» Your goal: Any pictures in the records below must be left out when you repeat the lines from the line containing "Give me the" through the line containing "text-[#1a1712] outline-none placeholder:text-[#a8a195]'" exactly.

» Records for the task:

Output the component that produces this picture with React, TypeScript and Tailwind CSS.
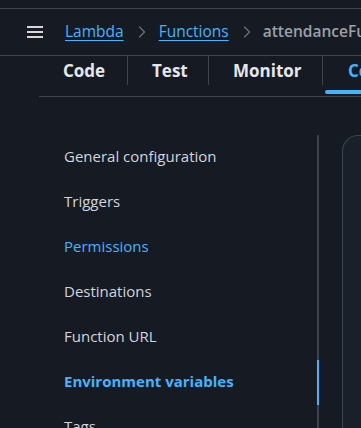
import { ChevronRight } from "lucide-react";

const navItems = [
  { label: "General configuration" },
  { label: "Triggers" },
  { label: "Permissions", link: true },
  { label: "Destinations" },
  { label: "Function URL" },
  { label: "Environment variables", active: true },
  { label: "Tags" },
];

const tabs = [
  { label: "Code", w: "w-[89px]" },
  { label: "Test", w: "w-[81px]" },
  { label: "Monitor", w: "w-[114px]" },
];

export default function App() {
  return (
    <div
      className="w-[361px] h-[428px] overflow-hidden bg-[#161b23] text-[#d1d5db]"
      style={{ fontFamily: '"Open Sans", "Noto Sans", sans-serif' }}
    >
      <div className="h-[9px] border-b border-[#3f444c]" />

      {/* breadcrumb bar */}
      <div className="h-[47px] flex items-center border-b border-[#3f444c] whitespace-nowrap overflow-hidden">
        <div className="shrink-0 ml-[27px] w-[16px] flex flex-col gap-[3px]">
          <span className="h-[2px] bg-[#d6d6d6]" />
          <span className="h-[2px] bg-[#d6d6d6]" />
          <span className="h-[2px] bg-[#d6d6d6]" />
        </div>
        <a className="shrink-0 ml-[22px] text-[15.5px] text-[#42b4ff] underline underline-offset-[3px] decoration-[1px]">
          Lambda
        </a>
        <ChevronRight className="shrink-0 ml-[8px] text-[#6b7079]" size={20} strokeWidth={1.5} />
        <a className="shrink-0 ml-[7px] text-[15.5px] text-[#42b4ff] underline underline-offset-[3px] decoration-[1px]">
          Functions
        </a>
        <ChevronRight className="shrink-0 ml-[8px] text-[#6b7079]" size={20} strokeWidth={1.5} />
        <span className="shrink-0 ml-[6px] text-[15.5px] font-semibold text-[#9ba0a8]">attendanceFunction</span>
      </div>

      {/* tabs */}
      <div className="ml-[39px] h-[41px] border-b border-[#3f444c] flex whitespace-nowrap">
        {tabs.map((t) => (
          <div key={t.label} className={"shrink-0 flex items-start justify-between " + t.w}>
            <div className="pl-[24px] pt-[2px] text-[17px] font-bold text-[#e5e7eb]">{t.label}</div>
            <div className="w-px h-[29px] bg-[#3f444c]" />
          </div>
        ))}
        <div className="relative shrink-0 w-[200px] pt-[2px] pl-[25px] text-[17px] font-bold text-[#42b4ff]">
          Configuration
          <div className="absolute left-[2px] right-0 top-[34px] h-[4px] rounded-full bg-[#42b4ff]" />
        </div>
      </div>

      {/* body */}
      <div className="flex mt-[38px]">
        <div className="w-[319px] shrink-0 flex">
          <ul className="flex-1 pl-[64px] pt-[9px] flex flex-col gap-[21px]">
            {navItems.map((n) => (
              <li
                key={n.label}
                className={
                  "text-[15px] leading-[24px] whitespace-nowrap " +
                  (n.active
                    ? "font-bold text-[#42b4ff]"
                    : n.link
                    ? "text-[#42b4ff]"
                    : "text-[#d1d5db]")
                }
              >
                {n.label}
              </li>
            ))}
          </ul>
          <div className="w-[2px] bg-[#3f444c] flex flex-col">
            <div className="h-[225px]" />
            <div className="h-[45px] bg-[#42b4ff]" />
          </div>
        </div>
        <div className="ml-[23px] flex-1 h-[300px] border-l border-t border-[#3f444c] rounded-tl-[16px] bg-[#1a2029]" />
      </div>
    </div>
  );
}
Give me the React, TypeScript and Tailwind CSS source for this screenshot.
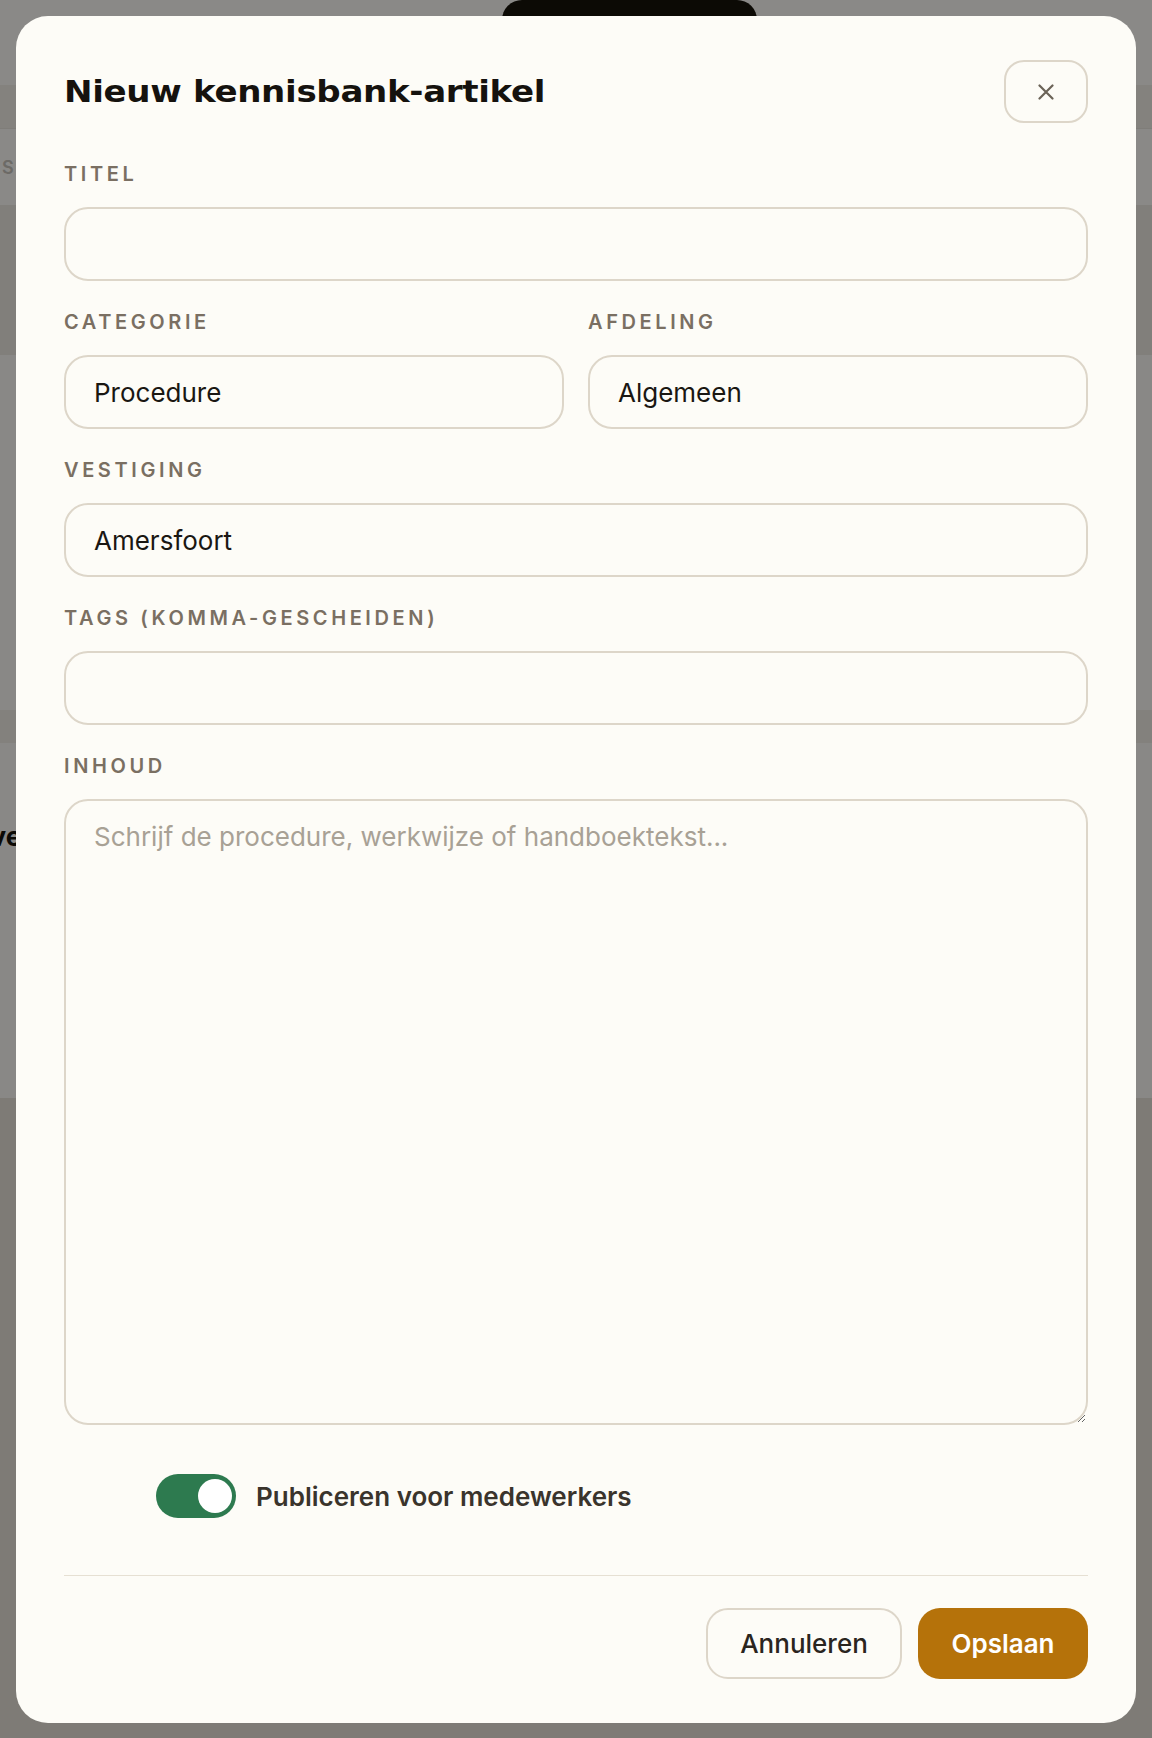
import { useState } from 'react'

// Modal "Nieuw kennisbank-artikel" boven een gedimde pagina.
const label =
  'mb-[21px] block h-6 text-[20px] font-semibold uppercase leading-6 tracking-[0.18em] text-[#7a6f62]'
const field =
  'h-[74px] w-full rounded-3xl border-2 border-[#ddd6c9] bg-transparent px-7 text-[26px] text-[#1a1712] outline-none placeholder:text-[#a8a195]'

function Backdrop() {
  return (
    <div className="flex h-full flex-col">
      <div className="h-[85px] bg-[#8a8987]" />
      <div className="h-[43px] bg-[#84827e]" />
      <div className="flex h-[77px] items-center border-t border-[#7f7d79] bg-[#8a8987]">
        <span className="pl-[2px] text-[18px] font-semibold tracking-[0.2em] text-[#6c6a66]">S</span>
      </div>
      <div className="h-[150px] bg-[#817f7b]" />
      <div className="h-[355px] bg-[#898886]" />
      <div className="h-[33px] bg-[#83817d]" />
      <div className="h-[355px] bg-[#898886] pt-[74px]">
        <span className="-ml-[10px] text-[27px] font-bold text-[#0c0a05]">ve</span>
      </div>
      <div className="flex-1 bg-[#7e7b76]" />
    </div>
  )
}

export default function App() {
  const [titel, setTitel] = useState('')
  const [categorie, setCategorie] = useState('Procedure')
  const [afdeling, setAfdeling] = useState('Algemeen')
  const [vestiging, setVestiging] = useState('Amersfoort')
  const [tags, setTags] = useState('')
  const [inhoud, setInhoud] = useState('')
  const [published, setPublished] = useState(true)

  return (
    <div className="relative h-[1738px] w-full overflow-hidden bg-[#898886] font-['Inter','Noto_Sans',sans-serif]">
      <Backdrop />
      <div className="absolute left-[502px] top-0 h-10 w-[255px] rounded-[20px] bg-[#0c0a05]" />

      <div className="absolute left-4 right-4 top-4 bottom-[15px] flex flex-col rounded-[32px] bg-[#fdfcf7] px-12 pt-11 pb-11">
        <div className="flex h-[63px] items-center justify-between">
          <h1 className="origin-left scale-x-[1.1] font-['DejaVu_Sans',sans-serif] text-[31px] font-bold tracking-[-0.01em] text-[#15120e]">
            Nieuw kennisbank-artikel
          </h1>
          <button
            type="button"
            aria-label="Sluiten"
            className="grid h-[63px] w-[84px] place-items-center rounded-[20px] border-2 border-[#ddd6c9]"
          >
            <svg width="16" height="16" viewBox="0 0 16 16" fill="none">
              <path d="M1.5 1.5L14.5 14.5M14.5 1.5L1.5 14.5" stroke="#6b6357" strokeWidth="2.2" strokeLinecap="round" />
            </svg>
          </button>
        </div>

        <div className="mt-[39px] flex flex-col gap-[29px]">
          <div>
            <label className={label}>Titel</label>
            <input className={field} value={titel} onChange={(e) => setTitel(e.target.value)} />
          </div>
          <div className="grid grid-cols-2 gap-6">
            <div>
              <label className={label}>Categorie</label>
              <input className={field} value={categorie} onChange={(e) => setCategorie(e.target.value)} />
            </div>
            <div>
              <label className={label}>Afdeling</label>
              <input className={field} value={afdeling} onChange={(e) => setAfdeling(e.target.value)} />
            </div>
          </div>
          <div>
            <label className={label}>Vestiging</label>
            <input className={field} value={vestiging} onChange={(e) => setVestiging(e.target.value)} />
          </div>
          <div>
            <label className={label}>Tags (komma-gescheiden)</label>
            <input className={field} value={tags} onChange={(e) => setTags(e.target.value)} />
          </div>
          <div>
            <label className={label}>Inhoud</label>
            <textarea
              className="block h-[626px] w-full rounded-3xl border-2 border-[#ddd6c9] bg-transparent px-7 py-4 text-[26px] leading-[1.5] text-[#1a1712] outline-none placeholder:text-[#a8a195]"
              value={inhoud}
              onChange={(e) => setInhoud(e.target.value)}
              placeholder="Schrijf de procedure, werkwijze of handboektekst..."
            />
          </div>
        </div>

        <div className="mt-[49px] flex items-center gap-5 pl-[92px]">
          <button
            type="button"
            onClick={() => setPublished((p) => !p)}
            className={`flex h-11 w-20 items-center rounded-full px-[4px] ${
              published ? 'justify-end bg-[#2d7a4f]' : 'justify-start bg-[#d6cfc2]'
            }`}
            aria-pressed={published}
          >
            <span className="h-[34px] w-[34px] rounded-full bg-white" />
          </button>
          <span className="text-[26px] font-semibold text-[#3a342c]">Publiceren voor medewerkers</span>
        </div>

        <div className="mt-[57px] h-0.5 bg-[#e6e0d3]" />

        <div className="mt-[32px] flex justify-end gap-4">
          <button
            type="button"
            className="h-[71px] w-[196px] rounded-[22px] border-2 border-[#ddd6c9] text-[26px] font-medium text-[#2a251e]"
          >
            Annuleren
          </button>
          <button
            type="button"
            className="h-[71px] w-[170px] rounded-[22px] bg-[#b5720a] text-[26px] font-semibold text-white"
          >
            Opslaan
          </button>
        </div>
      </div>
    </div>
  )
}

» The solution:
Give me the React, TypeScript and Tailwind CSS source for this screenshot.
import { useState } from 'react'

// Modal "Nieuw kennisbank-artikel" boven een gedimde pagina.
const label =
  'mb-[21px] block h-6 text-[20px] font-semibold uppercase leading-6 tracking-[0.18em] text-[#7a6f62]'
const field =
  'h-[74px] w-full rounded-3xl border-2 border-[#ddd6c9] bg-transparent px-7 text-[26px] text-[#1a1712] outline-none placeholder:text-[#a8a195]'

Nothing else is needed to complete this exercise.